Yes, I am working on 3+kwh modules for scooters. It is going to be a huge market in the next few years.
Safety is a great question. It's the reason I'm not inclined to sell to hobbists. There are so many ways to make a safe or unsafe system.
Cells have evolved a lot since Tesla first introduced their car and now many safety features can be built into the cells. 18650 cells are very safe due to their limited cobalt content and steel housing. PTC fuses and current interrupt devices are pretty much standard, although you can certainly order whatever you want when you order in quantity. The Tesla system is geared toward high performance and so it's safety system has to be very complex. At low C rates, PTC fuses in the header of the cell are fine. My system also facilitates external PTC fuses at every cell junction on top and bottom of each cell. I also have a built in thermal fuses at both ends. These are independent of current.
Many new 18650 cells will 100% pass a nail penetration test.

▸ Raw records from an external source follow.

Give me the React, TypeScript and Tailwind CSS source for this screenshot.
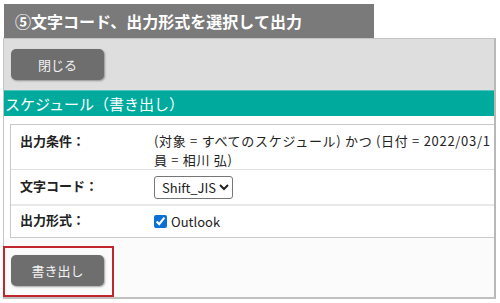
import React from "react";

export default function App() {
  const font = { fontFamily: '"Noto Sans CJK JP", "Noto Sans", sans-serif' };
  return (
    <div className="relative w-[500px] h-[303px] bg-white overflow-hidden" style={font}>
      <div className="ml-[4px] mt-[4px] w-[370px] h-[34px] bg-[#7a7a7a] flex items-center pl-[11px] text-white font-bold text-[16px] leading-none">
        ⑤文字コード、出力形式を選択して出力
      </div>
      <div className="ml-[3px] w-[493px] h-[261px] border border-[#c4c4c4] border-r-2 border-r-[#b8b8b8] border-b-2 border-b-[#c0c0c0] flex flex-col overflow-hidden">
        <div className="h-[51px] bg-[#dedede] pt-[10px] pl-[7px]">
          <button className="w-[93px] h-[31px] rounded-[5px] bg-[#6e6e6e] text-[#f2f2f2] text-[13px] shadow-[1px_1px_2px_rgba(0,0,0,0.35)]">
            閉じる
          </button>
        </div>
        <div className="h-[26px] bg-[#00ab9e] text-white text-[15px] leading-[26px] pl-[1px] border-t border-[#4fc3b8]">
          スケジュール（書き出し）
        </div>
        <div className="bg-white pt-[8px] pl-[6px]">
          <div className="border border-[#c9c9c9] border-r-0 text-[13px] text-[#222]">
            <div className="flex h-[45px] border-b border-[#e0e0e0]">
              <div className="w-[133px] shrink-0 pl-[9px] pt-[6px] font-bold">出力条件：</div>
              <div className="pl-[10px] pt-[6px] leading-[19px] whitespace-nowrap tracking-[0.7px]">
                (対象 = すべてのスケジュール) かつ (日付 = 2022/03/1
                <br />
                員 = 相川 弘)
              </div>
            </div>
            <div className="flex h-[36px] border-b-2 border-[#e8e8e8] items-center">
              <div className="w-[133px] shrink-0 pl-[9px] font-bold -mt-[3px]">文字コード：</div>
              <div className="pl-[10px]">
                <select
                  defaultValue="Shift_JIS"
                  className="h-[23px] w-[79px] border border-[#767676] rounded-[3px] bg-white text-[13px] text-[#222] pl-[3px]"
                  style={font}
                >
                  <option>Shift_JIS</option>
                  <option>UTF-8</option>
                </select>
              </div>
            </div>
            <div className="flex h-[31px] items-center">
              <div className="w-[133px] shrink-0 pl-[9px] font-bold -mt-[4px]">出力形式：</div>
              <div className="pl-[10px] flex items-center gap-[4px]">
                <input type="checkbox" defaultChecked className="w-[13px] h-[13px] accent-[#0b6fd8] m-0" />
                <span>Outlook</span>
              </div>
            </div>
          </div>
        </div>
        <div className="flex-1 bg-[#fbfbfb] pt-[17px] pl-[7px]">
          <button className="w-[93px] h-[31px] rounded-[5px] bg-[#6e6e6e] text-[#f2f2f2] text-[13px] shadow-[1px_1px_2px_rgba(0,0,0,0.35)]">
            書き出し
          </button>
        </div>
      </div>
      <div className="absolute left-[3px] top-[246px] w-[111px] h-[51px] border-2 border-[#c0262c]" />
    </div>
  );
}
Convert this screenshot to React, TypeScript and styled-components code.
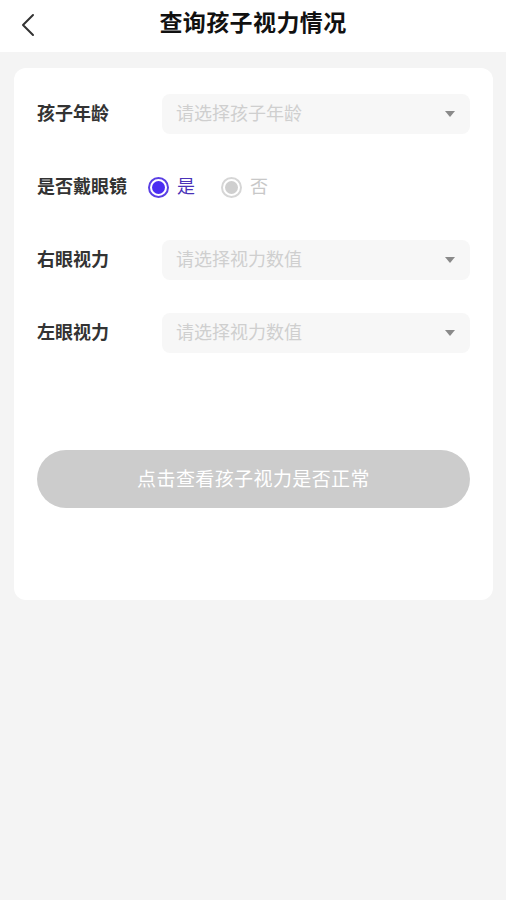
import React from "react";
import styled, { createGlobalStyle } from "styled-components";

const Global = createGlobalStyle`
  html, body { margin: 0; padding: 0; background: #f4f4f4; }
  body { font-family: "Noto Sans CJK SC", "Noto Sans", sans-serif; }
  * { box-sizing: border-box; }
`;

const Page = styled.div`
  width: 506px;
  min-height: 900px;
  background: #f4f4f4;
`;

const Header = styled.header`
  height: 52px;
  background: #ffffff;
  display: flex;
  align-items: center;
  justify-content: center;
  position: relative;
`;

const Back = styled.button`
  position: absolute;
  left: 14px;
  top: 10px;
  width: 28px;
  height: 30px;
  border: none;
  background: transparent;
  padding: 0;
  display: flex;
  align-items: center;
  justify-content: center;
`;

const Title = styled.h1`
  margin: 0;
  font-size: 23px;
  font-weight: 700;
  color: #111;
  letter-spacing: 0.4px;
  line-height: 1;
  padding-bottom: 10px;
`;

const Card = styled.section`
  margin: 16px 13px 0 14px;
  background: #ffffff;
  border-radius: 12px;
  padding: 26px 23px 92px 23px;
  height: 532px;
`;

const Form = styled.div`
  display: flex;
  flex-direction: column;
  gap: 33px;
`;

const Row = styled.div`
  display: flex;
  align-items: center;
  height: 40px;
`;

const Label = styled.div`
  width: 125px;
  font-size: 18px;
  font-weight: 700;
  color: #333;
  line-height: 1;
  padding-bottom: 4px;
`;

const Select = styled.div`
  flex: 1;
  height: 40px;
  background: #f7f7f7;
  border-radius: 8px;
  display: flex;
  align-items: center;
  justify-content: space-between;
  padding: 0 14px 0 14px;
`;

const Placeholder = styled.span`
  font-size: 18px;
  color: #cfcfcf;
  line-height: 1;
  padding-bottom: 4px;
`;

const Caret = styled.span`
  width: 0;
  height: 0;
  border-left: 5px solid transparent;
  border-right: 5px solid transparent;
  border-top: 6px solid #8a8a8a;
  margin-right: 1px;
`;

const RadioGroup = styled.div`
  display: flex;
  align-items: center;
  gap: 26px;
  margin-left: -14px;
`;

const RadioItem = styled.label<{ $on: boolean }>`
  display: flex;
  align-items: center;
  gap: 8px;
  font-size: 18px;
  line-height: 1;
  color: ${(p) => (p.$on ? "#4a32b8" : "#c8c8c8")};
`;

const RadioText = styled.span`
  padding-bottom: 4px;
`;

const Dot = styled.span<{ $on: boolean }>`
  width: 21px;
  height: 21px;
  border-radius: 50%;
  border: 2px solid ${(p) => (p.$on ? "#5a3fe4" : "#d6d6d6")};
  display: flex;
  align-items: center;
  justify-content: center;
  &::after {
    content: "";
    width: 13px;
    height: 13px;
    border-radius: 50%;
    background: ${(p) => (p.$on ? "#4b2cf2" : "#cfcfcf")};
  }
`;

const Submit = styled.button`
  margin-top: 97px;
  width: 100%;
  height: 58px;
  border: none;
  border-radius: 29px;
  background: #cccccc;
  color: #ffffff;
  font-family: "Noto Sans CJK SC", "Noto Sans", sans-serif;
  font-size: 19px;
  letter-spacing: 0.4px;
  padding-bottom: 4px;
`;

const fields = [
  { label: "孩子年龄", ph: "请选择孩子年龄" },
  { label: "右眼视力", ph: "请选择视力数值" },
  { label: "左眼视力", ph: "请选择视力数值" },
];

export default function App() {
  return (
    <Page>
      <Global />
      <Header>
        <Back aria-label="返回">
          <svg width="14" height="24" viewBox="0 0 14 24" fill="none">
            <path d="M12 2 L2 12 L12 22" stroke="#333" strokeWidth="2" strokeLinecap="round" strokeLinejoin="round" />
          </svg>
        </Back>
        <Title>查询孩子视力情况</Title>
      </Header>
      <Card>
        <Form>
          <Row>
            <Label>{fields[0].label}</Label>
            <Select>
              <Placeholder>{fields[0].ph}</Placeholder>
              <Caret />
            </Select>
          </Row>
          <Row>
            <Label>是否戴眼镜</Label>
            <RadioGroup>
              <RadioItem $on={true}>
                <Dot $on={true} />
                <RadioText>是</RadioText>
              </RadioItem>
              <RadioItem $on={false}>
                <Dot $on={false} />
                <RadioText>否</RadioText>
              </RadioItem>
            </RadioGroup>
          </Row>
          {fields.slice(1).map((f) => (
            <Row key={f.label}>
              <Label>{f.label}</Label>
              <Select>
                <Placeholder>{f.ph}</Placeholder>
                <Caret />
              </Select>
            </Row>
          ))}
        </Form>
        <Submit>点击查看孩子视力是否正常</Submit>
      </Card>
    </Page>
  );
}
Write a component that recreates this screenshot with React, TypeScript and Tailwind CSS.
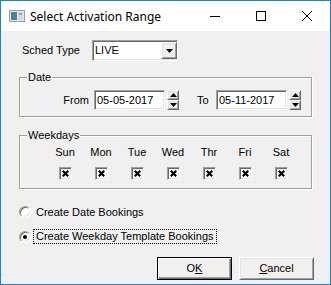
import React from "react";

const DAYS = ["Sun", "Mon", "Tue", "Wed", "Thr", "Fri", "Sat"];

// classic win32 3D edges
const SUNKEN =
  "border border-t-[#a0a0a0] border-l-[#a0a0a0] border-b-white border-r-white shadow-[inset_1px_1px_0_#696969,inset_-1px_-1px_0_#e3e3e3]";
const RAISED =
  "border border-t-white border-l-white border-b-[#696969] border-r-[#696969] shadow-[inset_1px_1px_0_#e3e3e3,inset_-1px_-1px_0_#a0a0a0] bg-[#f0f0f0]";
const ETCHED = "border border-[#a0a0a0] shadow-[inset_1px_1px_0_#fff,1px_1px_0_#fff]";

function AppIcon() {
  return (
    <svg width="16" height="16" viewBox="0 0 16 16">
      <defs>
        <linearGradient id="g" x1="0" y1="0" x2="1" y2="1">
          <stop offset="0" stopColor="#3d8c6a" />
          <stop offset="1" stopColor="#4f7fbf" />
        </linearGradient>
      </defs>
      <rect x="0.5" y="2.5" width="15" height="11" fill="#e6e8ea" stroke="#9a9ea3" />
      <rect x="2" y="4" width="6" height="8" fill="url(#g)" />
      <rect x="9" y="4" width="5" height="8" fill="#d3d8dd" />
      <rect x="10" y="5" width="3" height="2" fill="#8fa7bd" />
    </svg>
  );
}

function Spinner() {
  return (
    <div className="flex h-[20px] w-[12px] flex-col">
      <div className={`${RAISED} flex h-[10px] items-center justify-center`}>
        <svg width="7" height="4" viewBox="0 0 7 4">
          <path d="M0 4 L3.5 0 L7 4 Z" fill="#000" />
        </svg>
      </div>
      <div className={`${RAISED} flex h-[10px] items-center justify-center`}>
        <svg width="7" height="4" viewBox="0 0 7 4">
          <path d="M0 0 L7 0 L3.5 4 Z" fill="#000" />
        </svg>
      </div>
    </div>
  );
}

function DateField({ value }: { value: string }) {
  return (
    <div className={`${SUNKEN} flex h-[20px] w-[71px] items-center bg-white pl-[2px]`}>
      {value}
    </div>
  );
}

function CheckBox() {
  return (
    <div className={`${SUNKEN} flex h-[13px] w-[13px] items-center justify-center bg-white`}>
      <svg width="7" height="7" viewBox="0 0 7 7">
        <path d="M0.8 0.8 L6.2 6.2 M6.2 0.8 L0.8 6.2" stroke="#000" strokeWidth="2.2" />
      </svg>
    </div>
  );
}

function Radio({ checked }: { checked?: boolean }) {
  return (
    <div
      className={`${SUNKEN} flex h-[12px] w-[12px] shrink-0 items-center justify-center rounded-full bg-white`}
    >
      {checked && <div className="h-[4px] w-[4px] rounded-full bg-black" />}
    </div>
  );
}

export default function App() {
  return (
    <div className="flex h-[285px] w-[331px] flex-col border border-[#1883d7] bg-white font-['Liberation_Sans',Arial,sans-serif] text-[11px] leading-[13px] text-black">
      {/* title bar */}
      <div className="flex h-[30px] shrink-0 items-center bg-white">
        <div className="ml-[8px] flex items-center">
          <AppIcon />
        </div>
        <span className="ml-[5px] font-['Noto_Sans',sans-serif] text-[12px]">Select Activation Range</span>
        <div className="ml-auto flex h-full">
          <div className="flex w-[46px] items-center justify-center">
            <div className="h-px w-[10px] bg-black" />
          </div>
          <div className="flex w-[46px] items-center justify-center">
            <div className="h-[10px] w-[10px] border border-black" />
          </div>
          <div className="flex w-[46px] items-center justify-center">
            <svg width="10" height="10" viewBox="0 0 10 10">
              <path d="M0 0 L10 10 M10 0 L0 10" stroke="#000" strokeWidth="1" />
            </svg>
          </div>
        </div>
      </div>

      {/* client area */}
      <div className="flex flex-1 flex-col bg-[#f0f0f0] pl-[18px] pt-[9px]">
        <div className="flex h-[21px] items-center">
          <span className="w-[73px] pl-[3px]">Sched Type</span>
          <div className={`${SUNKEN} flex h-[21px] w-[86px] items-center bg-white pl-[2px]`}>
            <span className="flex-1">LIVE</span>
            <div className={`${RAISED} flex h-[17px] w-[16px] items-center justify-center`}>
              <svg width="7" height="4" viewBox="0 0 7 4">
                <path d="M0 0 L7 0 L3.5 4 Z" fill="#000" />
              </svg>
            </div>
          </div>
        </div>

        <div className={`${ETCHED} relative mt-[16px] h-[40px] w-[293px]`}>
          <span className="absolute left-[7px] top-[-7px] bg-[#f0f0f0] px-[1px]">Date</span>
          <div className="mt-[12px] flex items-center">
            <span className="w-[74px] pr-[5px] text-right">From</span>
            <DateField value="05-05-2017" />
            <div className="ml-[2px]">
              <Spinner />
            </div>
            <span className="ml-[18px] w-[19px]">To</span>
            <DateField value="05-11-2017" />
            <div className="ml-[2px]">
              <Spinner />
            </div>
          </div>
        </div>

        <div className={`${ETCHED} relative mt-[18px] h-[54px] w-[293px]`}>
          <span className="absolute left-[7px] top-[-7px] bg-[#f0f0f0] px-[1px]">Weekdays</span>
          <div className="grid grid-cols-[repeat(7,36px)] pl-[27px] pt-[10px]">
            {DAYS.map((d) => (
              <div key={d} className="flex flex-col items-center">
                <span>{d}</span>
                <div className="mt-[8px]">
                  <CheckBox />
                </div>
              </div>
            ))}
          </div>
        </div>

        <div className="mt-[15px] flex h-[16px] items-center">
          <Radio />
          <span className="ml-[5px]">Create Date Bookings</span>
        </div>
        <div className="mt-[9px] flex h-[15px] items-center">
          <Radio checked />
          <span className="ml-[2px] border border-dotted border-black px-[2px]">
            Create Weekday Template Bookings
          </span>
        </div>

        <div className="ml-[138px] mt-[13px] flex gap-[7px]">
          <button className="flex h-[23px] w-[75px] items-center justify-center border border-black bg-[#f0f0f0] shadow-[inset_1px_1px_0_#fff,inset_-1px_-1px_0_#696969,inset_-2px_-2px_0_#a0a0a0]">
            <span>
              O<span className="underline">K</span>
            </span>
          </button>
          <button className={`${RAISED} flex h-[23px] w-[75px] items-center justify-center`}>
            <span>
              <span className="underline">C</span>ancel
            </span>
          </button>
        </div>
      </div>
    </div>
  );
}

Another difference is that I favor thermal contour mapping of the cell array to identify cells getting hot way before a thermal runaway. My technology facilitates extensive thermal measurement of every cell and it's all built into the walls of the pack. This technology identifies problems much earliery than fuses and gives you the ability to replace the cell before failure.
I also have technology that isolates each cell to prevent cell to cell flame propagation with a 1100 degree fireproof barrier. One cell going up in smoke is bad and stinky, but not a dangerous event.
The tricky part was doing all this an to still keep it cost effective. I've spent a huge amount of time on this, but I think the battery is really the most under-developed part of an EV.